Tipping Point

James F. Dator

Just a few hours ago my wife came home crying and shook. She is African American, born and raised in Atlanta. Some fifty years ago her mom was one of the first black students to integrate the University of Georgia, where white men spit on her and hurled racial epithets at her. This morning, as my wife was walking through a grocery store parking lot by herself, a white man rolled by in his truck, raised his middle finger, and called her the N-word.

No more Taney, but not yet Douglass. Courtesy of the author, James F. Dator.

We live in Baltimore. Last night, we watched the President of the United States, citing his powers of reason and objectivity, equate the actions of people defending equality of all people with those whose guiding logic rests on the side of racial supremacy and genocide. Then this morning we woke up to read that Mayor Pugh personally oversaw the immediate removal of Lost Cause statues, including the one of Roger Taney in Mt. Vernon. She cited the need to protect the citizens of the city in the wake of Charlottesville. In this context, I can’t read the man’s verbal attack of my wife as anything else but a terroristic threat.

When I wrote about my experiences teaching slavery in the wake of the Baltimore uprising for The Panorama several weeks ago, I acknowledged that I had ambivalent feelings about removing the Taney statue. What I did not write clearly (but should have) was that my ambivalence was not at all about some facile idea of “rewriting history.” In fact, that is precisely what the statues did. Instead, my deep concern is that an anti-racist iconoclasm will offer much needed psychological relief but also serve the interests of a more deeply engrained racism and acceptance of inequality. After all, the underlying racism and commitment to inequality has been sustained in the post-Civil Rights Movement era through discursive tricks and legal maneuvers, aspirational but eventually hollowed-out phrases like multiculturalism, and sustained claims of objectivity (see for example Charles Murray; former Google employee James Damore). All of this, of course, has occurred in tandem with a retrenchment of public funds for colleges and universities, greater inequality in K‒12 education, and “wars” over who gets to write textbooks. Without a doubt, if there is one thing that the existence of the Lost Cause monuments should tell us, it is that power loves to sweep history under the rug. Or, even better, to re-cast it in bronze, re-label it as truth, and declare reconciliation at the expense of the institutional and cultural change necessary for true social transformation.

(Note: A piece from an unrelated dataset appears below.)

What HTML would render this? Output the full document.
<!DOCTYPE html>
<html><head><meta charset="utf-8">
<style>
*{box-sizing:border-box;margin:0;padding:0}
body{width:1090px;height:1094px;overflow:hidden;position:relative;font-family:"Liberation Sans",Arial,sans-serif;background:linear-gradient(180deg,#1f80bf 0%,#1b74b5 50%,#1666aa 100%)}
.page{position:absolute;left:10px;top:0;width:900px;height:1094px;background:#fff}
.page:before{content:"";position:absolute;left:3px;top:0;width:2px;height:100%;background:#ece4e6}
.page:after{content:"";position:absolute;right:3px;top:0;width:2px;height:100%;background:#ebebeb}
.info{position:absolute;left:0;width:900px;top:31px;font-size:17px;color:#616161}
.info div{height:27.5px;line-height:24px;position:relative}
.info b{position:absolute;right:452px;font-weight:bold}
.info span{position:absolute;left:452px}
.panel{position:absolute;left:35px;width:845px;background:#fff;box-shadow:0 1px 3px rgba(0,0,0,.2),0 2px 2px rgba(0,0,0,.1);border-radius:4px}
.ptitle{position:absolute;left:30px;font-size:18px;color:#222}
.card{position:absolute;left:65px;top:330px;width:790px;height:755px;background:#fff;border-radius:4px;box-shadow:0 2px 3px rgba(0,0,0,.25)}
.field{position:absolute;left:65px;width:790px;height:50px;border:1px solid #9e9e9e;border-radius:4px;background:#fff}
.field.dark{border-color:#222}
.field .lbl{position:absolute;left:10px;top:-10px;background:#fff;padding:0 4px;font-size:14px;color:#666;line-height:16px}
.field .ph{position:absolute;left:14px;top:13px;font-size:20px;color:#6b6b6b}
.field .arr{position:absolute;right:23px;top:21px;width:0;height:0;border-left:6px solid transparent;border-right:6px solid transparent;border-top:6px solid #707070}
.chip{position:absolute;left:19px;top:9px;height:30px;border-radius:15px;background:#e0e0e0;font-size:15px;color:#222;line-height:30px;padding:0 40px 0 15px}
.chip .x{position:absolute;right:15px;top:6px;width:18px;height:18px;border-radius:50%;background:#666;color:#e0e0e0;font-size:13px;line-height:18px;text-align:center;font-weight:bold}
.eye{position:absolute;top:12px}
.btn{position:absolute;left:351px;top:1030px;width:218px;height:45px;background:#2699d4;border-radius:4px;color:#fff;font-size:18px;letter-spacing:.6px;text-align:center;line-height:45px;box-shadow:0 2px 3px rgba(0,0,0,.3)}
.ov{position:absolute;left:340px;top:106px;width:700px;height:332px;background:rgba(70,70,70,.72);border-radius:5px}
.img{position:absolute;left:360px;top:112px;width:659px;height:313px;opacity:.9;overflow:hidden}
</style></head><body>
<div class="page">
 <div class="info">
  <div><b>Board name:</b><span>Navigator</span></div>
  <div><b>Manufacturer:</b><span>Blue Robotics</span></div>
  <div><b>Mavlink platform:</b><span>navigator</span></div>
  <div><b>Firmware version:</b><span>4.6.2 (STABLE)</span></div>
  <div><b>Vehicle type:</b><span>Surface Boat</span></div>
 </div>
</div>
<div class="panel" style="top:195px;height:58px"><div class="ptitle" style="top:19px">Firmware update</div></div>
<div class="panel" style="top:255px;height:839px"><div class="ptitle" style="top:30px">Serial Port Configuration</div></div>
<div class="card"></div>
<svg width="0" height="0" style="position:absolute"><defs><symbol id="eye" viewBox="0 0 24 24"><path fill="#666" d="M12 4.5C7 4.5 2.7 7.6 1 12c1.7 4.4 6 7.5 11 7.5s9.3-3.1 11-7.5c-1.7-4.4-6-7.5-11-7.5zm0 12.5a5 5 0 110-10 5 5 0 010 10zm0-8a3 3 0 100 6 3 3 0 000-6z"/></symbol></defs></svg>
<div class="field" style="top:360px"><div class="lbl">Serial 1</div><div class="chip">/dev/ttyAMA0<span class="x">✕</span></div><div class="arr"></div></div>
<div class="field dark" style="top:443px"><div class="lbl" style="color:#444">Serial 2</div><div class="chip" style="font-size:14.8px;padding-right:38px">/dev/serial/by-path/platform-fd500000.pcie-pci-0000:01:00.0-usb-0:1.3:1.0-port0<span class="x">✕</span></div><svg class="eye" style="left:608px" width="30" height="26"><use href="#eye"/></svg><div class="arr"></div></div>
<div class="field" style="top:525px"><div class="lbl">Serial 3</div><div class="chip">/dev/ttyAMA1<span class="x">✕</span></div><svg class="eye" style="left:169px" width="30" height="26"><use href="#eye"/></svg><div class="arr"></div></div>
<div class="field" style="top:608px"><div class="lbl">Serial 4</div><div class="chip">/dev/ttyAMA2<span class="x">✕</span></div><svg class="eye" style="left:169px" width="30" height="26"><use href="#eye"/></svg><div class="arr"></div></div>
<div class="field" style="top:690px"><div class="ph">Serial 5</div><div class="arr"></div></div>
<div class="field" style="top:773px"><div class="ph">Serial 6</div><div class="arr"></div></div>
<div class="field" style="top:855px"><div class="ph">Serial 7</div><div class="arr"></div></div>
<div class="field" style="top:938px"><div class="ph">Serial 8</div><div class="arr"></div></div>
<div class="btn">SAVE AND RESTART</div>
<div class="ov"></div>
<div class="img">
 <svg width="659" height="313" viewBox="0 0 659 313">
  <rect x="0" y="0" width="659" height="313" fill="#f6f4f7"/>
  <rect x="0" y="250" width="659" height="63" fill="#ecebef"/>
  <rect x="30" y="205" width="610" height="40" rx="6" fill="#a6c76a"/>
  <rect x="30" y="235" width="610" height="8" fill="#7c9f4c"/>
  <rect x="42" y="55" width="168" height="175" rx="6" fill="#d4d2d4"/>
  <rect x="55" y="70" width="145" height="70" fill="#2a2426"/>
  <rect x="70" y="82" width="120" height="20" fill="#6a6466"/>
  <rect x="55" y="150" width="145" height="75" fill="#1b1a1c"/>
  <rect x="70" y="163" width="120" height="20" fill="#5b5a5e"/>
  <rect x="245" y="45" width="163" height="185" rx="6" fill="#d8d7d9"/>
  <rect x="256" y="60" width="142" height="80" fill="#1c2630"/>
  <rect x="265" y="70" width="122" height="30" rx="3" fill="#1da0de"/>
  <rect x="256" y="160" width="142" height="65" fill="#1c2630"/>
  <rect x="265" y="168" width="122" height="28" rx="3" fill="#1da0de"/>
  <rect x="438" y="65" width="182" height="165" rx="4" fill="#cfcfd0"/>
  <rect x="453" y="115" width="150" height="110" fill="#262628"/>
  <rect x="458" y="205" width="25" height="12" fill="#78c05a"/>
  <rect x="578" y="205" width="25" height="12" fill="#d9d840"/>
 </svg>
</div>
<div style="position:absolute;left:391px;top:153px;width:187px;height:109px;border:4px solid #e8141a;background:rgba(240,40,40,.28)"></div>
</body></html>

Symbols matter precisely because we give them meaning. We rage and debate over them because they convey deeper sets of relationships—almost all of them shaped by power—that the public can’t be easily put into words. Taking the statues down is a good thing; it is a statement about who we are as a community and what things we value.

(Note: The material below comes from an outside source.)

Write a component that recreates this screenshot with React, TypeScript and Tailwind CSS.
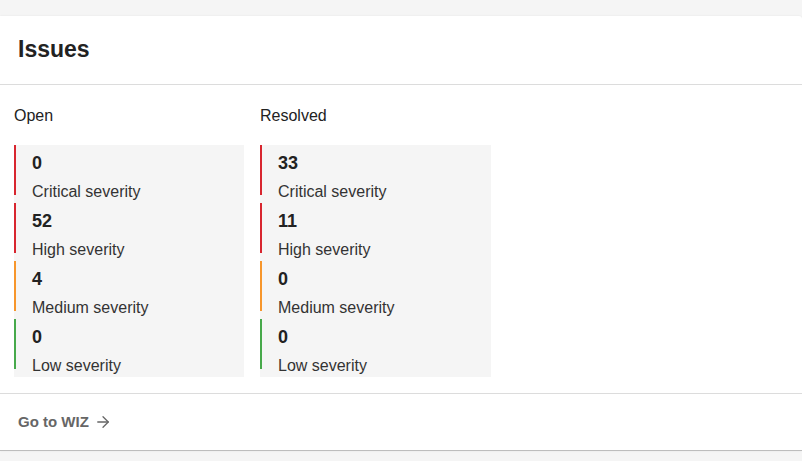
import React from 'react';
import { ArrowRight } from 'lucide-react';

type Item = { count: number; label: string; color: string };

const open: Item[] = [
  { count: 0, label: 'Critical severity', color: 'border-[#d8262f]' },
  { count: 52, label: 'High severity', color: 'border-[#d8262f]' },
  { count: 4, label: 'Medium severity', color: 'border-[#f7962c]' },
  { count: 0, label: 'Low severity', color: 'border-[#47a94b]' },
];

const resolved: Item[] = [
  { count: 33, label: 'Critical severity', color: 'border-[#d8262f]' },
  { count: 11, label: 'High severity', color: 'border-[#d8262f]' },
  { count: 0, label: 'Medium severity', color: 'border-[#f7962c]' },
  { count: 0, label: 'Low severity', color: 'border-[#47a94b]' },
];

const Column: React.FC<{ title: string; items: Item[] }> = ({ title, items }) => (
  <div className="flex flex-col">
    <div className="text-[16px] leading-[24px] text-[#222] mb-[17px]">{title}</div>
    <div className="bg-[#f5f5f5] flex flex-col pb-2">
      {items.map((it, i) => (
        <div
          key={i}
          className={`h-[50px] border-l-2 ${it.color} pl-4 flex flex-col ${i < items.length - 1 ? 'mb-2' : ''}`}
        >
          <div className="mt-[6px] text-[18px] leading-[24px] font-bold text-[#222]">{it.count}</div>
          <div className="mt-[7px] text-[16px] leading-[20px] text-[#333]">{it.label}</div>
        </div>
      ))}
    </div>
  </div>
);

export default function App() {
  return (
    <div
      className="min-h-[461px] bg-[#f5f5f5] pt-4"
      style={{ fontFamily: '"Liberation Sans", Arial, sans-serif' }}
    >
      <div className="bg-white rounded-tr-[3px] border-b border-[#bdbdbd] shadow-[0_0_2px_rgba(0,0,0,0.08)]">
        <div className="h-[69px] flex items-center px-[18px] pb-[1px] border-b border-[#dcdcdc]">
          <h1 className="text-[23px] font-bold text-[#222]">Issues</h1>
        </div>
        <div className="pl-[14px] pt-[19px] pb-4 flex gap-4 border-b border-[#dcdcdc]">
          <div className="w-[230px]">
            <Column title="Open" items={open} />
          </div>
          <div className="w-[231px]">
            <Column title="Resolved" items={resolved} />
          </div>
        </div>
        <div className="h-[56px] flex items-center px-[18px]">
          <a className="flex items-center gap-[5px] text-[15px] leading-[20px] font-bold text-[#666]">
            Go to WIZ
            <ArrowRight size={18} strokeWidth={1.7} />
          </a>
        </div>
      </div>
    </div>
  );
}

But if we leave nothing behind—if we simply remove them and put nothing substantial and institutional in their place—we’ve aided and abetted more of the same historical amnesia that has led us to the present moment. Power will win again, and the virulent, fascistic racism that has for decades slithered its way through college campuses, grocery store parking lots, and possibly now the most powerful office of the U.S. government will continue to rear its terroristic fangs at the innocent.

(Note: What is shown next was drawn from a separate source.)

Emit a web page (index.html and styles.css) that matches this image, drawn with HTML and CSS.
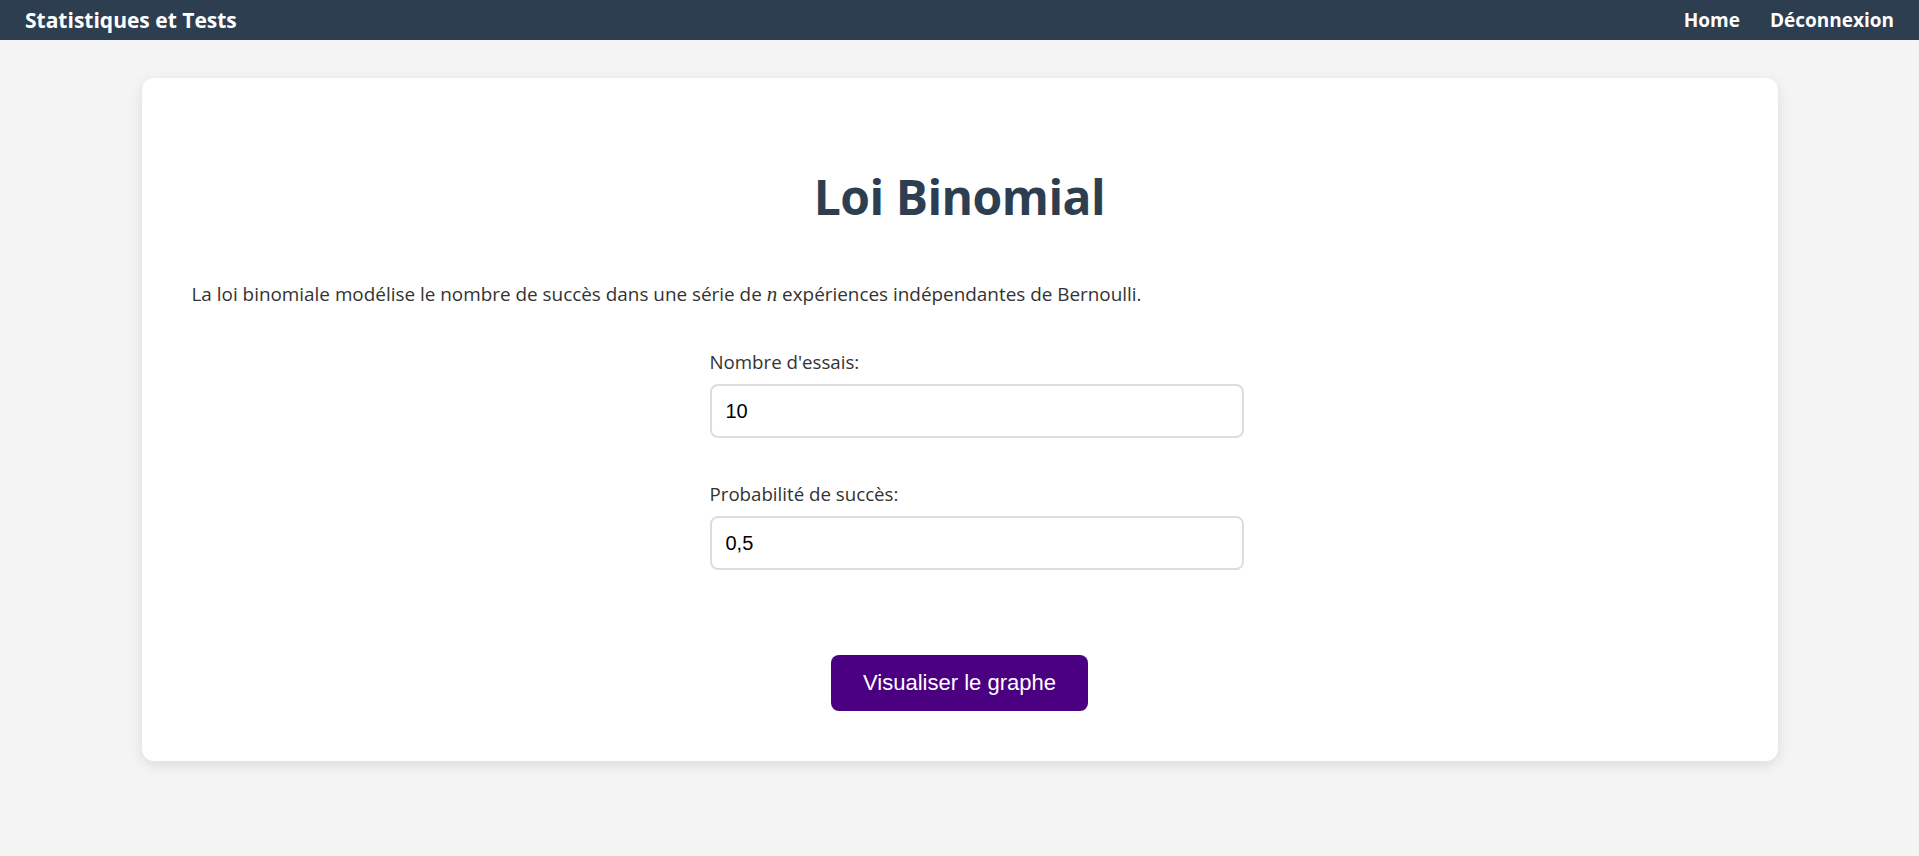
FILE: index.html
```html
<!DOCTYPE html>
<html lang="fr">
<head>
<meta charset="utf-8">
<title>Loi Binomial</title>
<link rel="stylesheet" href="styles.css">
</head>
<body>
<nav class="navbar">
  <div class="brand">Statistiques et Tests</div>
  <div class="nav-links">
    <a href="#" class="nav-link">Home</a>
    <a href="#" class="nav-link">Déconnexion</a>
  </div>
</nav>
<main class="page">
  <section class="card">
    <h1 class="title">Loi Binomial</h1>
    <p class="intro">La loi binomiale modélise le nombre de succès dans une série de <span class="math">n</span> expériences indépendantes de Bernoulli.</p>
    <form class="form">
      <div class="field">
        <label class="label" for="n">Nombre d'essais:</label>
        <input class="input" id="n" type="text" value="10">
      </div>
      <div class="field">
        <label class="label" for="p">Probabilité de succès:</label>
        <input class="input" id="p" type="text" value="0,5">
      </div>
      <div class="actions">
        <button class="btn" type="button">Visualiser le graphe</button>
      </div>
    </form>
  </section>
</main>
</body>
</html>
```
FILE: styles.css
```css
* { box-sizing: border-box; }
html, body { margin: 0; padding: 0; }
body {
  background: #f4f4f4;
  font-family: "Open Sans", "Noto Sans", sans-serif;
  color: #333;
}
.navbar {
  height: 40px;
  background: #2c3e50;
  display: flex;
  align-items: center;
  justify-content: space-between;
  padding: 0 25px;
}
.brand {
  color: #fff;
  font-weight: 700;
  font-size: 21px;
}
.nav-links { display: flex; gap: 30px; }
.nav-link {
  color: #fff;
  text-decoration: none;
  font-weight: 700;
  font-size: 19px;
}
.page { padding: 38px 0 60px; }
.card {
  width: 1636px;
  margin: 0 auto;
  background: #fff;
  border-radius: 12px;
  box-shadow: 0 4px 14px rgba(0,0,0,0.1);
  padding: 50px;
  height: 683px;
}
.title {
  margin: 38px 0 0;
  text-align: center;
  font-size: 48px;
  line-height: 62px;
  font-weight: 700;
  color: #2c3e50;
  letter-spacing: -0.5px;
}
.intro {
  margin: 54px 0 0;
  font-size: 18.9px;
  line-height: 24px;
  color: #333;
}
.math {
  font-family: "Liberation Serif", "DejaVu Serif", serif;
  font-style: italic;
  font-size: 21px;
}
.form {
  width: 534px;
  margin: 45px auto 0;
  position: relative;
  left: 17px;
}
.field { display: flex; flex-direction: column; }
.field + .field { margin-top: 45px; }
.label {
  font-size: 18.7px;
  line-height: 22px;
  color: #333;
  margin-bottom: 11px;
}
.input {
  width: 100%;
  height: 54px;
  border: 2px solid #ddd;
  border-radius: 8px;
  padding: 0 14px;
  font-family: "Liberation Sans", Arial, sans-serif;
  font-size: 20px;
  color: #000;
  background: #fff;
}
.actions {
  display: flex;
  justify-content: center;
  margin-top: 85px;
  position: relative;
  left: -17px;
}
.btn {
  height: 56px;
  padding: 0 32px;
  border: none;
  border-radius: 8px;
  background: #4b0082;
  color: #fff;
  font-family: "Liberation Sans", Arial, sans-serif;
  font-size: 22px;
}
```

We are living, as always, in history. So let us see this moment as a tipping point; let’s use the rubble of these falling icons of white supremacy empower us to finally crush the snakes that foolishly gather at their feet. A dustbin for the past will not do. Let us show them that theirs’ is truly a lost cause.

18 August 2017

About the Author

James F. Dator is Assistant Professor of History at Goucher College.